-- Data start --
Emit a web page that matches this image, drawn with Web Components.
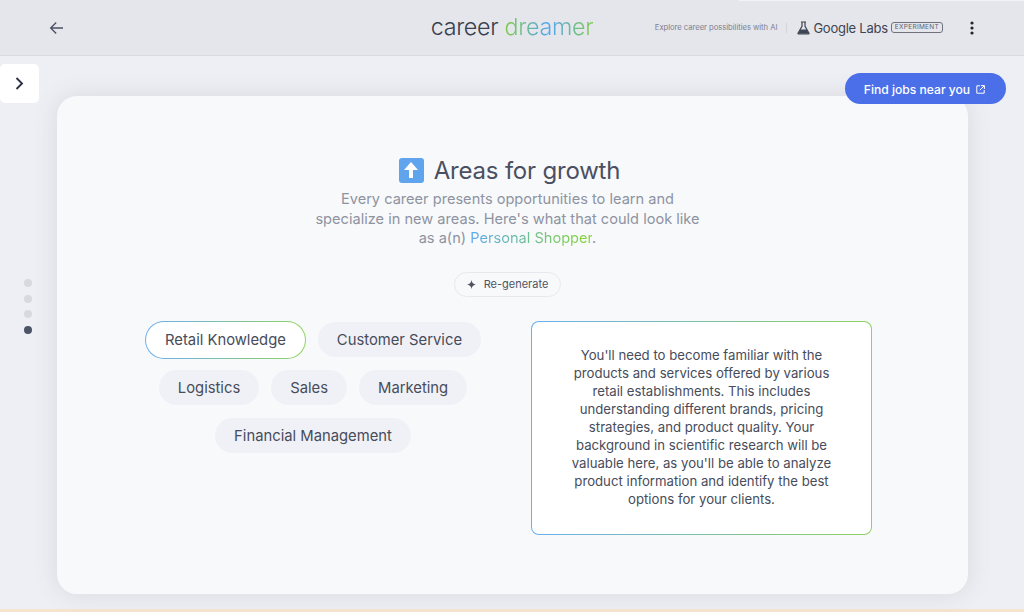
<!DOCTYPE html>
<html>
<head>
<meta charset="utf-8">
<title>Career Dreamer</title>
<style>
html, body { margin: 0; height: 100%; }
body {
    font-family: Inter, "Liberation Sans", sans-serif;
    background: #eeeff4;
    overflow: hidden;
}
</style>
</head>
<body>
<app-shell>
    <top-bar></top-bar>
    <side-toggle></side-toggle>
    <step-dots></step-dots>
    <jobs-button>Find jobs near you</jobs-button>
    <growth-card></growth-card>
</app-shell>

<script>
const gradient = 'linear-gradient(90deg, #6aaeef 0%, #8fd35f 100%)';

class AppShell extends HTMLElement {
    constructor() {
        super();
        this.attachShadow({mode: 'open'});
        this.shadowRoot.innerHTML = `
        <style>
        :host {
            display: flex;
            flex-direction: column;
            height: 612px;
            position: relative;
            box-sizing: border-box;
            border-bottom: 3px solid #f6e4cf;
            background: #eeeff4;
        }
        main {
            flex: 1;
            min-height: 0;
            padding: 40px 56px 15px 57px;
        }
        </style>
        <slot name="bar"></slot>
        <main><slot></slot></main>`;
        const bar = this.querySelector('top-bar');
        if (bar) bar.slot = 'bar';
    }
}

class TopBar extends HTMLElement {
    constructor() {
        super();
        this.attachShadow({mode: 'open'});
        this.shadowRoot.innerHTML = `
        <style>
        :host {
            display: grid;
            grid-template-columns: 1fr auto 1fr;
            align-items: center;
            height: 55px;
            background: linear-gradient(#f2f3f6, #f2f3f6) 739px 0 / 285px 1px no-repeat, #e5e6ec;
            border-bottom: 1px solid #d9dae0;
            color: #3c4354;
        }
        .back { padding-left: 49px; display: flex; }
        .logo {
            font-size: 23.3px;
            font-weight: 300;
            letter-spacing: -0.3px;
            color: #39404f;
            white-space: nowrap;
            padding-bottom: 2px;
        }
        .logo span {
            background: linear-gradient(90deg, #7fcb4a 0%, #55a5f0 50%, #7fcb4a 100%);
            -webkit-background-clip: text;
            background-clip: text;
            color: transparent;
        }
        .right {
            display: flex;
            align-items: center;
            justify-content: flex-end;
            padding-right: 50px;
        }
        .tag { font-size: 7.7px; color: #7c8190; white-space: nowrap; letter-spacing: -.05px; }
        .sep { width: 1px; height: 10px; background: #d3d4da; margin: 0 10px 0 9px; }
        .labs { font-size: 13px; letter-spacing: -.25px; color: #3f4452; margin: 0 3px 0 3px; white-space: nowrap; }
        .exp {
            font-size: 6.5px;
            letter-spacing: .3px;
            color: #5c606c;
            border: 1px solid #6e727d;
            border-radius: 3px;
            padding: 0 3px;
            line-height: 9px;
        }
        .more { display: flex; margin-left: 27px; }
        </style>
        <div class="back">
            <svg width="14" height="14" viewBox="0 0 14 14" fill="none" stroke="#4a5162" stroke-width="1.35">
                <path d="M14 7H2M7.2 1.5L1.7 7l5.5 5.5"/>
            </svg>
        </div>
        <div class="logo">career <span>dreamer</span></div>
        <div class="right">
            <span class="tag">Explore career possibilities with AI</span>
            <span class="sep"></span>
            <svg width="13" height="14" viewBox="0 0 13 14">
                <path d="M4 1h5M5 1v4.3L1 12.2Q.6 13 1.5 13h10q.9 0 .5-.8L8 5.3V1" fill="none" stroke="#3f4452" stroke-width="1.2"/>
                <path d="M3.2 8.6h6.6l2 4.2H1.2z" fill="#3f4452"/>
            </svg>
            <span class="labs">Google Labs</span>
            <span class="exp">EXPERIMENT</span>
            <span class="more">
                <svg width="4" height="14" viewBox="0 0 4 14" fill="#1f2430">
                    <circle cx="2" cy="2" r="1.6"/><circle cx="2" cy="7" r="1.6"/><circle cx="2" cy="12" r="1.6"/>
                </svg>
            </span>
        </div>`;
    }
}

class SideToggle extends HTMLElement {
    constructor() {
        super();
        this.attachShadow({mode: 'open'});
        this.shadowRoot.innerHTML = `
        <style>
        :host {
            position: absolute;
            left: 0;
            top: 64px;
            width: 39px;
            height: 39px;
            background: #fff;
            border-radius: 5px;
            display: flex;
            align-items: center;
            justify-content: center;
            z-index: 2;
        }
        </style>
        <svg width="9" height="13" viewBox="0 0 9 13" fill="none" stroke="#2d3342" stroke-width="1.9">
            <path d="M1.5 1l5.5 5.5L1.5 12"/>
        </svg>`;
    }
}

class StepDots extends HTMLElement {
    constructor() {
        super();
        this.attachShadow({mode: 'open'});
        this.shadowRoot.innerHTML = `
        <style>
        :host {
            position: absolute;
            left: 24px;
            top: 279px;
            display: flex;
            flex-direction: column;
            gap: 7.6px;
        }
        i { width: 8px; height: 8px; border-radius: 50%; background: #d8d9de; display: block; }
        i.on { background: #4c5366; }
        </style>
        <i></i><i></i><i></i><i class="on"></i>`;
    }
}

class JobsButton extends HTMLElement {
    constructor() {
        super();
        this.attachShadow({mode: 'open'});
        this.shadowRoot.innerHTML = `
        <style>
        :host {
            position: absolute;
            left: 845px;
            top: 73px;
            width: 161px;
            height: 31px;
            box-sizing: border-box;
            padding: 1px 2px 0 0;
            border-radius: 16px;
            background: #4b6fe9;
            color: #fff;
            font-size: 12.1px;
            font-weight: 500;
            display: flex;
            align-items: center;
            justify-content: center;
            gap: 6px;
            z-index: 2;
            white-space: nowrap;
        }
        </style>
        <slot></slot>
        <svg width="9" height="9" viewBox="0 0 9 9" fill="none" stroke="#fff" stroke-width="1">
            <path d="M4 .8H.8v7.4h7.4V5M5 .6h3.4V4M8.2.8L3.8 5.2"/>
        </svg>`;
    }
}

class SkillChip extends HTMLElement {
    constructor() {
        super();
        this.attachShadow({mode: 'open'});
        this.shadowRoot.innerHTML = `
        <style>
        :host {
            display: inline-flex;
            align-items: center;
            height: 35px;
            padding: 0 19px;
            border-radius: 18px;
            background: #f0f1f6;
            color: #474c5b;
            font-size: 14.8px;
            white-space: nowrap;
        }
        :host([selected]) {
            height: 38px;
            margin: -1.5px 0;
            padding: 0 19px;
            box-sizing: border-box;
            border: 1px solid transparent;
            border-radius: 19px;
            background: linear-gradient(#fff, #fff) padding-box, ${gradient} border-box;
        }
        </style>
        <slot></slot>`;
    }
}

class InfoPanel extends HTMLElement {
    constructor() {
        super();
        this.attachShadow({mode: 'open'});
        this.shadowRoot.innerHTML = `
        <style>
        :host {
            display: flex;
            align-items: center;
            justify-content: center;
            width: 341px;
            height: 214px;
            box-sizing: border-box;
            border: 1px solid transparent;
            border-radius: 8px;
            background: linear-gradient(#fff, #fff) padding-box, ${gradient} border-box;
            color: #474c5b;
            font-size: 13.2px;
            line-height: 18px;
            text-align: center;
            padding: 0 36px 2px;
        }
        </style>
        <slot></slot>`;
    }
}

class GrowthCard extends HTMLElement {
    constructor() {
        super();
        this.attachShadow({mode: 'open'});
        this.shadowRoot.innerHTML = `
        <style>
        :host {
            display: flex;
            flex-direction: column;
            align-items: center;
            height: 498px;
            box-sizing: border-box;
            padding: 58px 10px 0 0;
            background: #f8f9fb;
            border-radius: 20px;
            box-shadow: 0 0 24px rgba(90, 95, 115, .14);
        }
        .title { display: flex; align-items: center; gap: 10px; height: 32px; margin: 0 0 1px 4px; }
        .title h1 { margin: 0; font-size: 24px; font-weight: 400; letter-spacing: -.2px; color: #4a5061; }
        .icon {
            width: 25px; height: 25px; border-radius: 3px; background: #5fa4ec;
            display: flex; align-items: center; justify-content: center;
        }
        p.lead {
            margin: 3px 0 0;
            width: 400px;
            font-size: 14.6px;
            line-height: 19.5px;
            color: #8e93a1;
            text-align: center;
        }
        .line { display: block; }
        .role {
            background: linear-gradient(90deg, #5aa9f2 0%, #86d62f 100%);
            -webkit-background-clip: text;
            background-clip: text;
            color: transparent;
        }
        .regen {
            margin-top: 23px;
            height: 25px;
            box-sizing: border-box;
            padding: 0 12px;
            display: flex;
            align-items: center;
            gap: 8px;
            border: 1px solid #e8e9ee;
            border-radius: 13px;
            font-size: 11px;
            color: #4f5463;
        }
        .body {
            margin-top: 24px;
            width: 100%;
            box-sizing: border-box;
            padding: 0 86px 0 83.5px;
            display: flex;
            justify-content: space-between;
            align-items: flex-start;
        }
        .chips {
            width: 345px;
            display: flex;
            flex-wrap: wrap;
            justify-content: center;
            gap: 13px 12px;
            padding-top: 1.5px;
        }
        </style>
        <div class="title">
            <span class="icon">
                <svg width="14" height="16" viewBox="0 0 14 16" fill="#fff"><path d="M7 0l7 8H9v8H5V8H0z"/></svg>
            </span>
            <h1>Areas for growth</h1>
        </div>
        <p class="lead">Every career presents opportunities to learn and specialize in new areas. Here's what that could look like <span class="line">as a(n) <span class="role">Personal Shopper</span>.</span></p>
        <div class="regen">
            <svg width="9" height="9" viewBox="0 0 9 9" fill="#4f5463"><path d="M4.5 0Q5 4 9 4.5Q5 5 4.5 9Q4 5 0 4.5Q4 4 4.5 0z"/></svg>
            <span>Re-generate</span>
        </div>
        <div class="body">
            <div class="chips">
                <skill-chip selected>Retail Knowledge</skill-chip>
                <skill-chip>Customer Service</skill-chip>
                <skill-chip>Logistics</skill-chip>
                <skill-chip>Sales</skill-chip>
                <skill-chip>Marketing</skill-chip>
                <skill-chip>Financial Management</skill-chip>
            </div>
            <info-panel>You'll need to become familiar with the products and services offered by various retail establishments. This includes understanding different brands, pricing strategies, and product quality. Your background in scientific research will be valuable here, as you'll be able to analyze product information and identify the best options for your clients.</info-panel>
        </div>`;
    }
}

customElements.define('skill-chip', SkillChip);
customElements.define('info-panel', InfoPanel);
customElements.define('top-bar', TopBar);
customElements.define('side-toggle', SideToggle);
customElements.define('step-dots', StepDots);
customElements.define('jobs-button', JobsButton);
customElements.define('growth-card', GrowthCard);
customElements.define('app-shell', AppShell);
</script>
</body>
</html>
-- Data end --
### Work to complete
Count each line above in which the string "that" appears, then state only the total.

### Solved problem
2